I've had a number of SBC dual disc clutches. The newest one is silent, and shifts like a factory single disc, and I've never slipped it. Unless something has changed drastically in 6 years or so, then a 3250 DD will be the ticket for you. That was with basically your desired setup of twins with 550 hp.
 
Maybe that's the answer then.. With the little tuning I've done the wife can barely d I've the truck without it jerking like crazy in all gears. Lol I seem to be able to drive it fine though
 
Mine never needed it.

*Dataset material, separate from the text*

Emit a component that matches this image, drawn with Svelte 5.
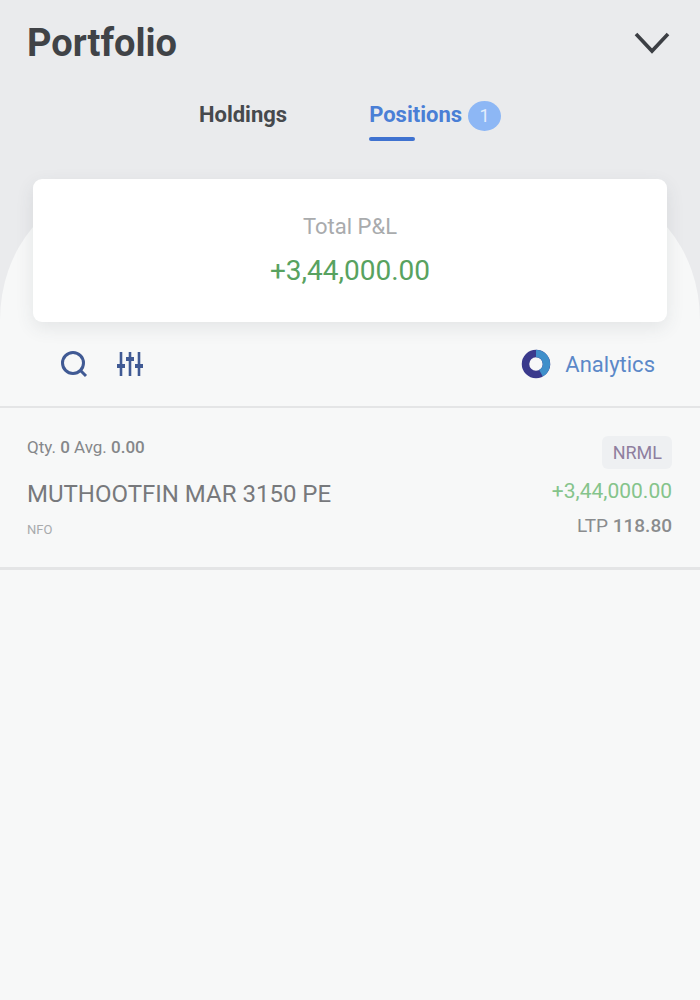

Good time to check though, definitely easier on a bench to adjust the endplay.
 
Any kind of shimming required for installing the large input shaft and retainer?

We recently did an NV4500 5 speed big shaft upgrade and dual disk clutch for a customer, the endplay opened up from .011" as it arrived to .020"+ with the new shaft so we had to re-shim the main shaft to get it back closer to .005". If you're lucky, the big shaft will tighten up your endplay, if you're unlucky, it will need to be re-shimmed.

As far as stock clutch, we dyno'd the truck with the stock clutch and the most I could get out of it was 280 HP with the slipping stock clutch. As I recall, about 650 ft lbs is all I could get on the torque numbers and the truck came in running healthy and normal, just would slip a little if you rolled into it hard in 4th or 5th gear at low rpm. On the dyno, I loaded it down in the 1200 rpm range and it was slip city!!! Stock 12.25" organic clutch, the clutch looked to have about half it's life left (truck had 90k miles on it) as far as clutch disk wear... lots of hot spots on the flywheel after I purposely tore it up on the dyno trying to extract power numbers.... prior to the dual disk upgrade.

In short, clutch capacity is really a torque capacity so the higher RPM range you make peak horsepower, the more horsepower you can make on a stock clutch because they start slipping around 600 ft lbs....
 
I have no clue where I'm at for power but with this new lift pump it's sure pump up the power. It smokes off the hop then cleans to a haze an pulls hard. It will slip in 4th an 5th say at 1600 rpm at wot. At wide open throttle I can smoke 1400-1600 degrees on pyro as well but only hits there then comes back down.